Your task is to repeat all of the data exactly while excluding the pictures.

###

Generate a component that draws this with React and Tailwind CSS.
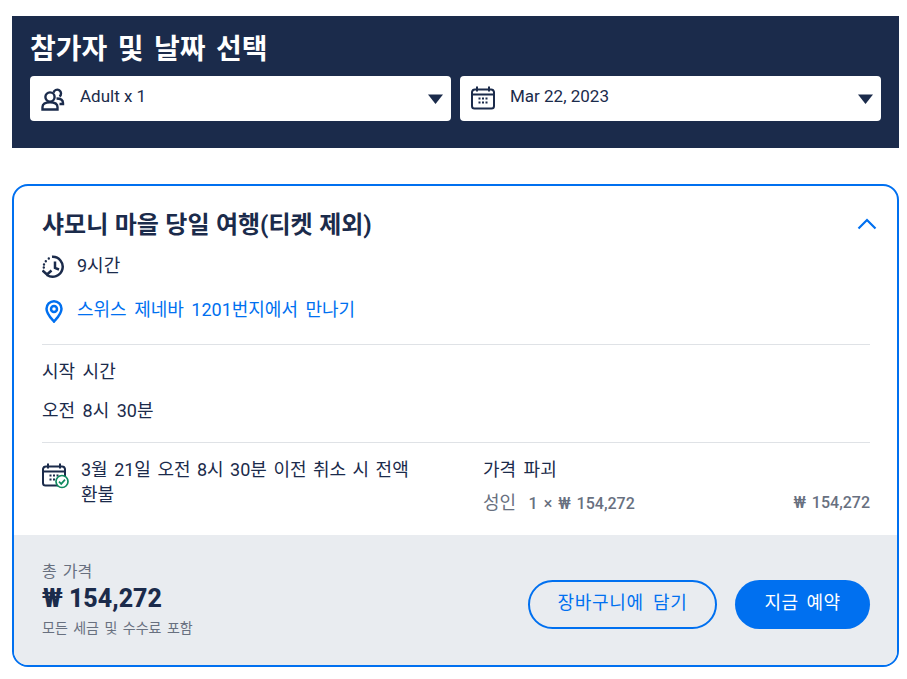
const font = { fontFamily: '"Roboto", "Noto Sans CJK KR", sans-serif' };

function Caret() {
  return (
    <svg width="15" height="10" viewBox="0 0 15 10" className="shrink-0">
      <path d="M0 0.5h15L7.5 10z" fill="#1b2b4b" />
    </svg>
  );
}

function People() {
  return (
    <svg width="24" height="24" viewBox="0 0 24 24" fill="none" stroke="#1b2b4b" strokeWidth="2.400" className="shrink-0">
      <circle cx="9" cy="10" r="4.600" />
      <path d="M1.500 22.500v-2.500c0-2.800 2.500-4.800 7.500-4.800s7.500 2 7.500 4.800v2.500z" />
      <path d="M12.500 5.800a3.800 3.800 0 1 1 6 3.700" />
      <path d="M15.500 11.500c4 0 6.500 1.500 6.500 4.500v1h-3.500" />
    </svg>
  );
}

function CalendarIcon({ check }) {
  return (
    <svg width="27" height="26" viewBox="0 0 27 26" fill="none" className="shrink-0">
      <path d="M4 3.500h16a3 3 0 0 1 3 2.500v14a2.500 2.500 0 0 1-2.500 2.500h-17A2.500 2.500 0 0 1 1 20V6a3 3 0 0 1 3-2.500z" stroke="#1b2b4b" strokeWidth="2" />
      <path d="M1 8.500h22M6 0.500v5M18 0.500v5" stroke="#1b2b4b" strokeWidth="2" />
      <path d="M7.500 12.500h2M11 12.500h2M14.500 12.500h2M7.500 16.500h2M11 16.500h2M14.500 16.500h2" stroke="#1b2b4b" strokeWidth="2" />
      {check && (
        <g>
          <circle cx="20" cy="18.500" r="6" fill="#fff" stroke="#0f8a5f" strokeWidth="1.700" />
          <path d="M17 18.700l2.200 2.200 3.800-4.300" stroke="#0f8a5f" strokeWidth="1.700" />
        </g>
      )}
    </svg>
  );
}

function HistoryIcon() {
  return (
    <svg width="24" height="24" viewBox="0 0 24 24" fill="none" stroke="#1b2b4b" strokeWidth="2.500" className="shrink-0">
      <path d="M10 1.800A10 10 0 1 1 5 20" />
      <path d="M13 6.500V13l4 1.500" />
      <path d="M0.500 15.500L5 19.500l4.500-4" />
      <path d="M6.800 3.500v.01M3.800 6.200v.01M2 9.500v.01M1.800 12.500v.01" strokeLinecap="round" strokeWidth="2.400" />
    </svg>
  );
}

function Pin() {
  return (
    <svg width="24" height="24" viewBox="0 0 24 24" fill="none" stroke="#0070f0" strokeWidth="2.500" className="shrink-0">
      <path d="M12 22.500c-1-1.500-7.500-7-7.500-12.800a7.500 7.500 0 0 1 15 0c0 5.800-6.500 11.300-7.500 12.800z" />
      <circle cx="12" cy="10" r="3" />
    </svg>
  );
}

function Select({ icon, label, gap }) {
  return (
    <div className="flex-1 h-[45px] bg-white rounded flex items-center pl-[11px] pr-[8px]">
      {icon}
      <span className={gap}>{label}</span>
      <Caret />
    </div>
  );
}

export default function App() {
  return (
    <div style={font} className="w-[907px] h-[679px] bg-white pt-4 px-3 overflow-hidden">
      <div className="w-[887px] h-[132px] bg-[#1b2b4b] px-[18px] pt-[14px]">
        <h1 className="text-[28px] leading-[40px] font-bold text-white [word-spacing:3.5px]">참가자 및 날짜 선택</h1>
        <div className="flex gap-[9px] mt-[6px]">
          <Select icon={<People />} label="Adult x 1" gap="ml-[15px] flex-1 text-[17px] text-[#1b2b4b] -mt-[3px]" />
          <Select icon={<CalendarIcon />} label="Mar 22, 2023" gap="ml-[12px] flex-1 text-[17px] text-[#1b2b4b] -mt-[3px]" />
        </div>
      </div>

      <div className="mt-9 w-[887px] h-[483px] border-2 border-[#0070f0] rounded-2xl overflow-hidden flex flex-col">
        <div className="flex-1 pl-[28px] pr-[27px] pt-[23px] text-[#1b2b4b] [word-spacing:3px]">
          <div className="flex items-center justify-between">
            <h2 className="text-[24px] leading-[32px] font-bold [word-spacing:0.5px]">샤모니 마을 당일 여행(티켓 제외)</h2>
            <svg width="20" height="12" viewBox="0 0 20 12" fill="none" stroke="#0070f0" strokeWidth="2.200" className="-mr-[7px] -mt-[2px]">
              <path d="M1.500 10.500L10 2l8.500 8.500" />
            </svg>
          </div>
          <div className="flex items-center gap-[11px] mt-[14px] text-[18px] leading-[24px]">
            <HistoryIcon />
            <span className="-mt-[3px]">9시간</span>
          </div>
          <div className="flex items-center gap-[11px] mt-[20px] text-[18px] leading-[24px] text-[#0070f0]">
            <Pin />
            <span className="-mt-[3px]">스위스 제네바 1201번지에서 만나기</span>
          </div>
          <div className="h-px bg-[#dfe2e6] mt-[21px]" />
          <p className="text-[18px] leading-[24px] mt-[15px]">시작 시간</p>
          <p className="text-[18px] leading-[24px] mt-[15px]">오전 8시 30분</p>
          <div className="h-px bg-[#dfe2e6] mt-[19px]" />
          <div className="flex mt-[15px]">
            <div className="flex w-[441px] gap-[12px]">
              <div className="pt-[5px]">
                <CalendarIcon check />
              </div>
              <p className="text-[18px] leading-[25px] w-[340px] -mt-px [word-spacing:2px]">3월 21일 오전 8시 30분 이전 취소 시 전액 환불</p>
            </div>
            <div className="flex-1">
              <p className="text-[18px] leading-[24px]">가격 파괴</p>
              <div className="flex justify-between text-[#68707f] text-[18px] leading-[24px] mt-[9px] [word-spacing:2px]">
                <span>성인 <span className="ml-[6px] text-[16px] font-medium">1 × ₩ 154,272</span></span>
                <span className="text-[16px] font-medium">₩ 154,272</span>
              </div>
            </div>
          </div>
        </div>

        <div className="h-[130px] bg-[#e9ecf0] pl-[28px] pr-[27px] flex items-center justify-between">
          <div>
            <p className="text-[16px] leading-[20px] text-[#68707f] [word-spacing:2px]">총 가격</p>
            <p className="text-[25px] leading-[34px] font-extrabold text-[#1b2b4b]">₩ 154,272</p>
            <p className="text-[14px] leading-[20px] mt-[2px] text-[#68707f] [word-spacing:2px]">모든 세금 및 수수료 포함</p>
          </div>
          <div className="flex gap-[18px] mt-[8px]">
            <button className="w-[189px] h-[49px] rounded-full border-2 border-[#0070f0] text-[#0070f0] text-[18px] pb-1 tracking-[0.7px] [word-spacing:4px]">장바구니에 담기</button>
            <button className="w-[135px] h-[49px] rounded-full bg-[#0070f0] text-white text-[18px] pb-1 tracking-[0.5px] [word-spacing:3px]">지금 예약</button>
          </div>
        </div>
      </div>
    </div>
  );
}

###

### [Answer to this task]
Generate a component that draws this with React and Tailwind CSS.
const font = { fontFamily: '"Roboto", "Noto Sans CJK KR", sans-serif' };

function Caret() {
  return (
    <svg width="15" height="10" viewBox="0 0 15 10" className="shrink-0">
      <path d="M0 0.5h15L7.5 10z" fill="#1b2b4b" />
    </svg>
  );
}

function People() {
  return (
    <svg width="24" height="24" viewBox="0 0 24 24" fill="none" stroke="#1b2b4b" strokeWidth="2.400" className="shrink-0">
      <circle cx="9" cy="10" r="4.600" />
      <path d="M1.500 22.500v-2.500c0-2.800 2.500-4.800 7.500-4.800s7.500 2 7.500 4.800v2.500z" />
      <path d="M12.500 5.800a3.800 3.800 0 1 1 6 3.700" />
      <path d="M15.500 11.500c4 0 6.500 1.500 6.500 4.500v1h-3.500" />
    </svg>
  );
}

function CalendarIcon({ check }) {
  return (
    <svg width="27" height="26" viewBox="0 0 27 26" fill="none" className="shrink-0">
      <path d="M4 3.500h16a3 3 0 0 1 3 2.500v14a2.500 2.500 0 0 1-2.500 2.500h-17A2.500 2.500 0 0 1 1 20V6a3 3 0 0 1 3-2.500z" stroke="#1b2b4b" strokeWidth="2" />
      <path d="M1 8.500h22M6 0.500v5M18 0.500v5" stroke="#1b2b4b" strokeWidth="2" />
      <path d="M7.500 12.500h2M11 12.500h2M14.500 12.500h2M7.500 16.500h2M11 16.500h2M14.500 16.500h2" stroke="#1b2b4b" strokeWidth="2" />
      {check && (
        <g>
          <circle cx="20" cy="18.500" r="6" fill="#fff" stroke="#0f8a5f" strokeWidth="1.700" />
          <path d="M17 18.700l2.200 2.200 3.800-4.300" stroke="#0f8a5f" strokeWidth="1.700" />
        </g>
      )}
    </svg>
  );
}

function HistoryIcon() {
  return (
    <svg width="24" height="24" viewBox="0 0 24 24" fill="none" stroke="#1b2b4b" strokeWidth="2.500" className="shrink-0">
      <path d="M10 1.800A10 10 0 1 1 5 20" />
      <path d="M13 6.500V13l4 1.500" />
      <path d="M0.500 15.500L5 19.500l4.500-4" />
      <path d="M6.800 3.500v.01M3.800 6.200v.01M2 9.500v.01M1.800 12.500v.01" strokeLinecap="round" strokeWidth="2.400" />
    </svg>
  );
}

function Pin() {
  return (
    <svg width="24" height="24" viewBox="0 0 24 24" fill="none" stroke="#0070f0" strokeWidth="2.500" className="shrink-0">
      <path d="M12 22.500c-1-1.500-7.500-7-7.500-12.800a7.500 7.500 0 0 1 15 0c0 5.800-6.500 11.300-7.500 12.800z" />
      <circle cx="12" cy="10" r="3" />
    </svg>
  );
}

function Select({ icon, label, gap }) {
  return (
    <div className="flex-1 h-[45px] bg-white rounded flex items-center pl-[11px] pr-[8px]">
      {icon}
      <span className={gap}>{label}</span>
      <Caret />
    </div>
  );
}

export default function App() {
  return (
    <div style={font} className="w-[907px] h-[679px] bg-white pt-4 px-3 overflow-hidden">
      <div className="w-[887px] h-[132px] bg-[#1b2b4b] px-[18px] pt-[14px]">
        <h1 className="text-[28px] leading-[40px] font-bold text-white [word-spacing:3.5px]">참가자 및 날짜 선택</h1>
        <div className="flex gap-[9px] mt-[6px]">
          <Select icon={<People />} label="Adult x 1" gap="ml-[15px] flex-1 text-[17px] text-[#1b2b4b] -mt-[3px]" />
          <Select icon={<CalendarIcon />} label="Mar 22, 2023" gap="ml-[12px] flex-1 text-[17px] text-[#1b2b4b] -mt-[3px]" />
        </div>
      </div>

      <div className="mt-9 w-[887px] h-[483px] border-2 border-[#0070f0] rounded-2xl overflow-hidden flex flex-col">
        <div className="flex-1 pl-[28px] pr-[27px] pt-[23px] text-[#1b2b4b] [word-spacing:3px]">
          <div className="flex items-center justify-between">
            <h2 className="text-[24px] leading-[32px] font-bold [word-spacing:0.5px]">샤모니 마을 당일 여행(티켓 제외)</h2>
            <svg width="20" height="12" viewBox="0 0 20 12" fill="none" stroke="#0070f0" strokeWidth="2.200" className="-mr-[7px] -mt-[2px]">
              <path d="M1.500 10.500L10 2l8.500 8.500" />
            </svg>
          </div>
          <div className="flex items-center gap-[11px] mt-[14px] text-[18px] leading-[24px]">
            <HistoryIcon />
            <span className="-mt-[3px]">9시간</span>
          </div>
          <div className="flex items-center gap-[11px] mt-[20px] text-[18px] leading-[24px] text-[#0070f0]">
            <Pin />
            <span className="-mt-[3px]">스위스 제네바 1201번지에서 만나기</span>
          </div>
          <div className="h-px bg-[#dfe2e6] mt-[21px]" />
          <p className="text-[18px] leading-[24px] mt-[15px]">시작 시간</p>
          <p className="text-[18px] leading-[24px] mt-[15px]">오전 8시 30분</p>
          <div className="h-px bg-[#dfe2e6] mt-[19px]" />
          <div className="flex mt-[15px]">
            <div className="flex w-[441px] gap-[12px]">
              <div className="pt-[5px]">
                <CalendarIcon check />
              </div>
              <p className="text-[18px] leading-[25px] w-[340px] -mt-px [word-spacing:2px]">3월 21일 오전 8시 30분 이전 취소 시 전액 환불</p>
            </div>
            <div className="flex-1">
              <p className="text-[18px] leading-[24px]">가격 파괴</p>
              <div className="flex justify-between text-[#68707f] text-[18px] leading-[24px] mt-[9px] [word-spacing:2px]">
                <span>성인 <span className="ml-[6px] text-[16px] font-medium">1 × ₩ 154,272</span></span>
                <span className="text-[16px] font-medium">₩ 154,272</span>
              </div>
            </div>
          </div>
        </div>

        <div className="h-[130px] bg-[#e9ecf0] pl-[28px] pr-[27px] flex items-center justify-between">
          <div>
            <p className="text-[16px] leading-[20px] text-[#68707f] [word-spacing:2px]">총 가격</p>
            <p className="text-[25px] leading-[34px] font-extrabold text-[#1b2b4b]">₩ 154,272</p>
            <p className="text-[14px] leading-[20px] mt-[2px] text-[#68707f] [word-spacing:2px]">모든 세금 및 수수료 포함</p>
          </div>
          <div className="flex gap-[18px] mt-[8px]">
            <button className="w-[189px] h-[49px] rounded-full border-2 border-[#0070f0] text-[#0070f0] text-[18px] pb-1 tracking-[0.7px] [word-spacing:4px]">장바구니에 담기</button>
            <button className="w-[135px] h-[49px] rounded-full bg-[#0070f0] text-white text-[18px] pb-1 tracking-[0.5px] [word-spacing:3px]">지금 예약</button>
          </div>
        </div>
      </div>
    </div>
  );
}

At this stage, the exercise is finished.